Sister Padberg taught mathematics and music at Maryville University for 24 years, starting their music therapy program in 1973. Though retired from teaching, she continues to volunteer as a music therapist (and pick up awards now and then). She relates via e-mail that the only realization of the piece was fairly “primitive”; for her thesis defense, she played examples that were synthesized from punch cards that she sent to Bell Telephone Labs. Her dissertation contains the complete FORTRAN code for each program, as well as sample data outputs, if anyone with more computer savvy than me is interested in attempting a full realization. If you’d like to play around with the 24-tone scale, the frequencies are reproduced below (click to enlarge):


For an idea of how technologically spoiled we are when it comes to electronic music, Sister Padberg writes:

It is interesting that a few weeks ago an “alum” of those days was reminiscing about how the students had helped me get some idea of the “sound” by filling Coke bottles with the correct amount of water and blowing into them!!! How times have changed!!

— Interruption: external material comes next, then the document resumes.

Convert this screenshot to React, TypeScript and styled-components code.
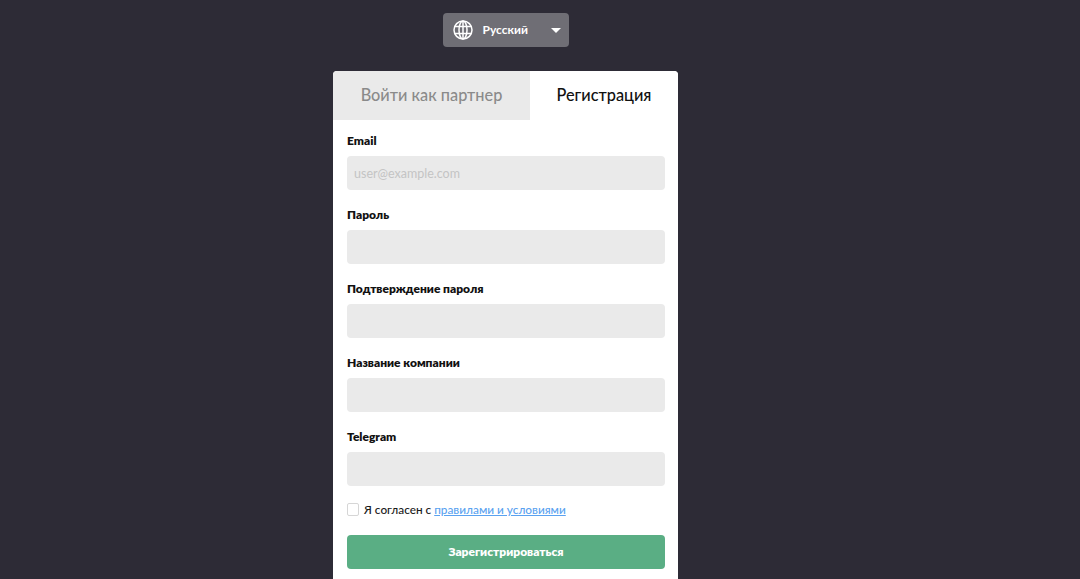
import React from 'react'
import styled, { createGlobalStyle } from 'styled-components'

const GlobalStyle = createGlobalStyle`
  html, body {
    margin: 0;
    height: 100%;
    overflow: hidden;
    background: #2d2b36;
  }
  * {
    box-sizing: border-box;
  }
`

const Page = styled.div`
  display: flex;
  flex-direction: column;
  align-items: center;
  padding: 13px 69px 0 0;
  font-family: Lato, 'Noto Sans', sans-serif;
`

const LangSelect = styled.button`
  display: flex;
  align-items: center;
  width: 126px;
  height: 34px;
  padding: 0 6px 0 10px;
  margin: 0 0 24px;
  border: 0;
  border-radius: 4px;
  background: #6f6e75;
  color: #fff;
  font-family: inherit;
  font-size: 12px;
  font-weight: 700;
`

const LangName = styled.span`
  flex: 1;
  padding: 0 0 2px 10px;
  text-align: left;
`

const Caret = styled.span`
  width: 0;
  height: 0;
  margin-right: 2px;
  border-left: 5px solid transparent;
  border-right: 5px solid transparent;
  border-top: 5px solid #fff;
`

const Card = styled.div`
  width: 345px;
  background: #fff;
  border-radius: 4px 4px 0 0;
  overflow: hidden;
`

const Tabs = styled.div`
  display: flex;
  height: 49px;
`

const Tab = styled.div<{ $active?: boolean }>`
  display: flex;
  align-items: center;
  justify-content: center;
  flex: ${({ $active }) => ($active ? '1' : '0 0 197px')};
  padding-bottom: 2px;
  background: ${({ $active }) => ($active ? '#fff' : '#eaeaea')};
  color: ${({ $active }) => ($active ? '#111' : '#8a8a8a')};
  font-size: 16.3px;
  font-weight: 500;
`

const Form = styled.form`
  display: flex;
  flex-direction: column;
  padding: 12px 13px 40px 14px;
`

const Field = styled.div`
  display: flex;
  flex-direction: column;
  margin-bottom: 16px;
`

const Label = styled.label`
  height: 24px;
  line-height: 17px;
  font-size: 12px;
  font-weight: 800;
  color: #111;
`

const Input = styled.input`
  height: 34px;
  padding: 0 7px;
  border: 0;
  border-radius: 4px;
  background: #eaeaea;
  font-family: inherit;
  font-size: 12.5px;

  &::placeholder {
    color: #c4c4c4;
    opacity: 1;
  }
`

const AgreeRow = styled.div`
  display: flex;
  align-items: center;
  gap: 5px;
  height: 13px;
  margin: 1px 0 19px;
  font-size: 11.8px;
  font-weight: 500;
  color: #1a1a1a;
`

const Checkbox = styled.span`
  width: 12px;
  height: 13px;
  border: 1px solid #d6d6d6;
  border-radius: 2px;
  background: #fff;
`

const TermsLink = styled.a`
  color: #5aa2f0;
  text-decoration: underline;
`

const Submit = styled.button`
  height: 34px;
  padding-bottom: 2px;
  border: 0;
  border-radius: 4px;
  background: #5aae84;
  color: #fff;
  font-family: inherit;
  font-size: 12px;
  font-weight: 800;
`

const fields = [
  { label: 'Email', placeholder: 'user@example.com' },
  { label: 'Пароль', type: 'password' },
  { label: 'Подтверждение пароля', type: 'password' },
  { label: 'Название компании' },
  { label: 'Telegram' },
]

function GlobeIcon() {
  return (
    <svg width="20" height="20" viewBox="0 0 20 20" fill="none" stroke="#fff" strokeWidth="1.5">
      <circle cx="10" cy="10" r="9" />
      <ellipse cx="10" cy="10" rx="4" ry="9" />
      <path d="M10 1v18M2 6.5h16M2 13.5h16" />
    </svg>
  )
}

export default function App() {
  return (
    <Page>
      <GlobalStyle />
      <LangSelect type="button">
        <GlobeIcon />
        <LangName>Русский</LangName>
        <Caret />
      </LangSelect>

      <Card>
        <Tabs>
          <Tab>Войти как партнер</Tab>
          <Tab $active>Регистрация</Tab>
        </Tabs>

        <Form>
          {fields.map((f) => (
            <Field key={f.label}>
              <Label>{f.label}</Label>
              <Input type={f.type ?? 'text'} placeholder={f.placeholder} />
            </Field>
          ))}

          <AgreeRow>
            <Checkbox />
            <span>
              Я согласен с <TermsLink href="#">правилами и условиями</TermsLink>
            </span>
          </AgreeRow>

          <Submit type="button">Зарегистрироваться</Submit>
        </Form>
      </Card>
    </Page>
  )
}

That image of a bunch of college students pouring water in and out of Coke bottles until they whistle at the proper frequencies is irresistible—the low-tech, hands-on, trial-and-error origin of the digital sound world we live in now.

O wie mich sehnet auszuruhn


Apologies for the spotty posting this week—I’ve been buried in a pile of music for a recital this weekend. And a special voodoo curse on whoever decided that the proper low key for Brahms’ “O wüsst’ ich doch den Weg zurück” should be C-sharp major. What is this—affirmative action for double-sharps? I haven’t seen this many x’s in one place since they cleaned up the Combat Zone.

Elsewhere:

  • “[F]ormer U.S. House of Representatives Page, Real Estate broker, and music composer” Thomas Boyle promises to FINE TUNE AMERICA (probably a joke, but who can tell these days?).

  • In this corner: jazz legend Oscar Peterson. In that corner: right-wing anti-Semitic Mussolini-loving priest Lionel-Adolphe Groulx. The prize? A subway station. You can probably guess who I’m rooting for.

  • Kyle Gann and librarian friend (really, all of you should have a librarian friend) Rebecca Hunt send items for this year’s Christmas list.

  • And finally: Against growl, opening salutation scrambled toast (15). For Joshua Kosman and longtime Soho the Dog friend Katie Hamill, who both placed in the top 100 at this year’s American Crossword Puzzle Tournament.